We also suggest that the concept of reasonable accommodation be applied in some of these instances of conflict. Should every business have to offer services to every customer, irrespective of sincerely held conscience, if there is another business just around the corner that is perfectly happy to do so? This approach is well documented in disability legislation; perhaps it should also be applied in the tricky arena of equalities law.

Amongst other things, the inquiry recommends:

  • Reasonable accommodation is a concept that has merit and warrants further consideration.
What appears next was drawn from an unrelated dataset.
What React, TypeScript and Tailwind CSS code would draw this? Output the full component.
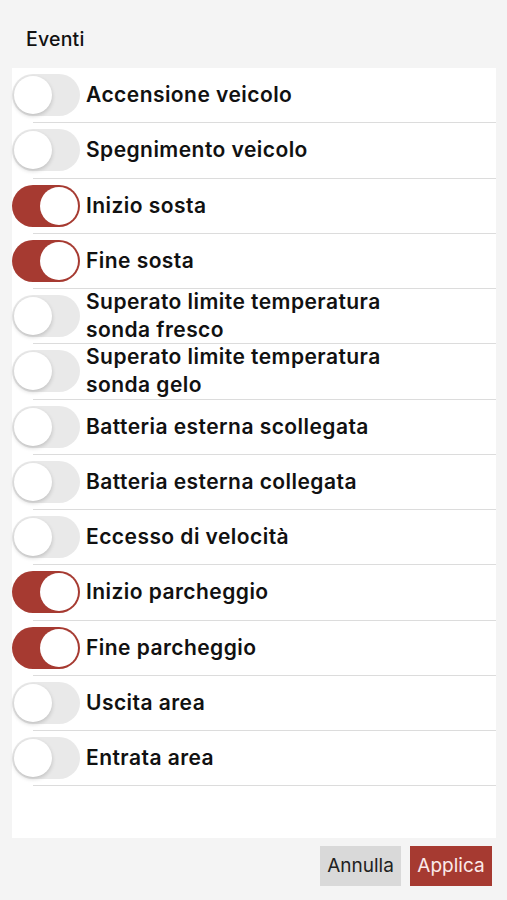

If proved viable it may help prevent legal cases where religious activity is unduly restricted.
  • Areas of the law that permit the arrest of individuals for insulting behaviour need to be significantly amended or reinforced with guidance that permits freedom for preaching and the public articulation of Christian beliefs. 
  • Guidance for local authorities on how to deal with faith groups needs to be strengthened. 
  • Professional bodies need better guidance relating to religious identity, activity and freedom.
  • Clear guidelines should be provided to local authorities to reaffirm that children can be adopted and fostered by people with religious beliefs.
  • Better coordination is needed of policy relating to religion in and across government, and urgent effort is required to address religious illiteracy.
  • The Equality and Human Rights Commission should be reviewed and restructured to better include and represent religious beliefs.

Our report also calls on Christian groups and the media to be responsible and not to exaggerate problems or cry wolf. Most problems are sorted out amicably behind closed doors. We believe that Christians have made a profound contribution to our society and we wish to carry on doing so, serving disadvantaged communities because our faith inspires us to do so. We are here primarily to follow Jesus, and demonstrate his love and mercy, not pick fights with or judge people who do not believe and who live differently. We are here to be salt and light, not a wet blanket. We are not looking for special rights or privileges, but we are looking for a level playing field.

We call this a preliminary report because we have more work to do on some proposed changes to the law. We also want to sit down with groups with a different world view, as well as people of other faiths to see if we can make common cause. We know that in a pluralistic society there will always be tensions between people of faith and those with a secular mindset. We would like there to be a positive debate leading to found solutions, rather than the daily clash of kingdoms.